I am interested neither in sanitising nor sensationalising what was an event of unthinkable brutality.
But I also want to portray the incredible and enduring power of women and men who survive, who rise. We hope this work moves, inspires and can speak for enduring change.
Why do you think it triggered international outrage?
Every country deals with these issues and horrific events. The brutality of the attack was one factor that brought it to world attention. But there are many factors that create a tipping point.
I am from South Africa. My native country has been called the rape capital of the world. It is among the highest statistically for child and baby rapes.
India's sexual violence statistics are shameful. So are America's. And many European countries. Acid attacks are on the rise in Italy against women.
End Quote Yael Farber
Misogyny, sexual and gender-based violence is not an Indian or a South African crisis. It is a global crisis”
South African crimes of sexual violence are utterly horrifying.

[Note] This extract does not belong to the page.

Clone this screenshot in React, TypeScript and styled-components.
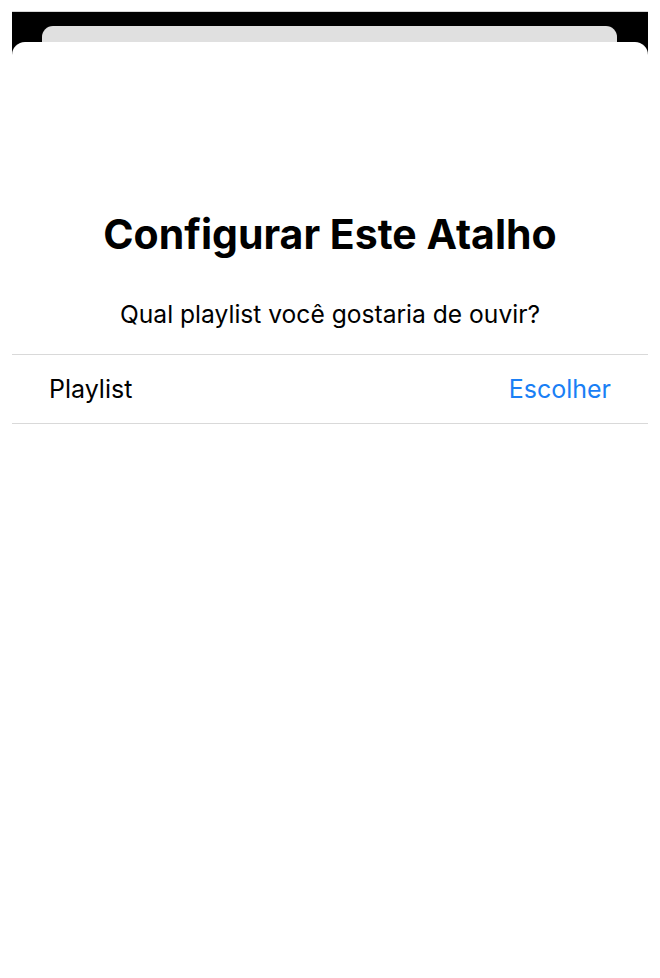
import React from 'react';
import styled, { createGlobalStyle } from 'styled-components';

const GlobalStyle = createGlobalStyle`
  html, body {
    margin: 0;
    padding: 0;
    background: #ffffff;
  }
  body {
    font-family: Inter, "Noto Sans", "Liberation Sans", sans-serif;
    -webkit-font-smoothing: antialiased;
  }
`;

const Frame = styled.div`
  box-sizing: border-box;
  margin: 11px 12px 0;
  border-top: 1px solid #d6d6d6;
  background: linear-gradient(#000 0, #000 46px, #fff 62px);
  height: 967px;
  overflow: hidden;
`;

const BackCard = styled.div`
  margin: 14px 31px 0 30px;
  height: 16px;
  background: #e0e0e0;
  border-radius: 11px 11px 0 0;
`;

const Sheet = styled.div`
  background: #ffffff;
  border-radius: 13px 13px 0 0;
  min-height: 920px;
  padding-top: 168px;
`;

const Title = styled.h1`
  margin: 0;
  font-size: 41px;
  line-height: 48px;
  font-weight: 700;
  letter-spacing: 0;
  color: #000;
  text-align: center;
`;

const Subtitle = styled.p`
  margin: 42px 0 0;
  font-size: 24.6px;
  line-height: 28px;
  font-weight: 400;
  color: #000;
  text-align: center;
`;

const List = styled.div`
  margin-top: 26px;
  border-top: 1px solid #d9d9d9;
  border-bottom: 1px solid #d9d9d9;
`;

const Row = styled.div`
  display: flex;
  align-items: center;
  justify-content: space-between;
  height: 68px;
  padding: 0 37px;
`;

const Label = styled.span`
  font-size: 25px;
  color: #000;
`;

const Action = styled.button<{ $tint?: string }>`
  border: none;
  background: none;
  padding: 0;
  font: inherit;
  font-size: 25px;
  color: ${p => p.$tint || '#1a7ff5'};
  cursor: pointer;
`;

const App: React.FC = () => {
  return (
    <>
      <GlobalStyle />
      <Frame>
        <BackCard />
        <Sheet>
          <Title>Configurar Este Atalho</Title>
          <Subtitle>Qual playlist você gostaria de ouvir?</Subtitle>
          <List>
            <Row>
              <Label>Playlist</Label>
              <Action>Escolher</Action>
            </Row>
          </List>
        </Sheet>
      </Frame>
    </>
  );
};

export default App;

The case of Anene Booysen, in a small town in South Africa, broke around the time of the Delhi gang rape incident.
She was a teenager. She was gang-raped, had every finger and both legs broken, and was disembowelled. She died hours later in the hospital.
The extraordinary thing was that at the time I felt a strange envy of India as the streets rose in protest around the victim.
Where was such a response in South Africa for Anene?
Would we have been able to put aside what community she came from, her skin colour, her economic demographic, and rise as one voice to protest the destruction of a 17-year-old girl?
I have no interest in making a piece that locates sexual violence in India alone and leaves the rest of the global community comfortable and relieved they are not dealing with the same issues.
Misogyny, sexual and gender-based violence is not an Indian or a South African crisis. It is a global crisis.
So you think the world has something to learn from the widespread outrage in India?
I have made theatre about apartheid in South Africa because I believe societies that suffer have things to teach us.
I believe India harbours the possibility for global change on sexual violence precisely because it is severe here, and because I saw the streets rise and say "enough is enough".
For this reason, this project will be quintessentially Indian.
I am the only member of this team who is not from India. But my role is to lead, facilitate, bring together what is already there and burning bright: a society ready for change.
How difficult has it been to adapt such a brutal and shocking incident for stage?
It is challenging to neither sensationalise nor sanitise.
The violence was grotesque. To be explicit can feed a dark focus on the violence itself. Sexuality in mass culture is disturbingly eroticised. This is a deeply misunderstood difference between sex and rape.
To do justice to what occurred on that bus, while respecting the parameters of what re-enactment can offer, is a fine balance.
What did you think of the media coverage of the incident?
There is always a sensationalist aspect to the way sexual violence is covered in the media.
So while media coverage is responsible in many ways for the sensationalising of brutal gender-based violence in a way that will sell papers, which is deeply problematic, the media were also instrumental in the Delhi attack and death gaining the focus it did.
The media are always both foe and friend in the pursuit of change.
Do you believe rape, and violence against women, is more common in societies that are patriarchal and therefore, many say, are misogynist?
Patriarchy endures in even the most so-called enlightened cultures.
When these societies are referred to as "post-feminist" I am bewildered by how this is possible until we are "post-patriarchal".
The brutality with which the sexual, economic and social freedoms of women are stifled manifests in ways that are culturally specific.
Most pernicious is the exploitation of ancient texts to justify the subjugation of any group. As a white South African, I vividly recall justifications from the Bible as to why 80% of my country's population was so brutally oppressed.
The complexity of misogyny cannot be dismissed as culturally specific to certain groups or ethnicities.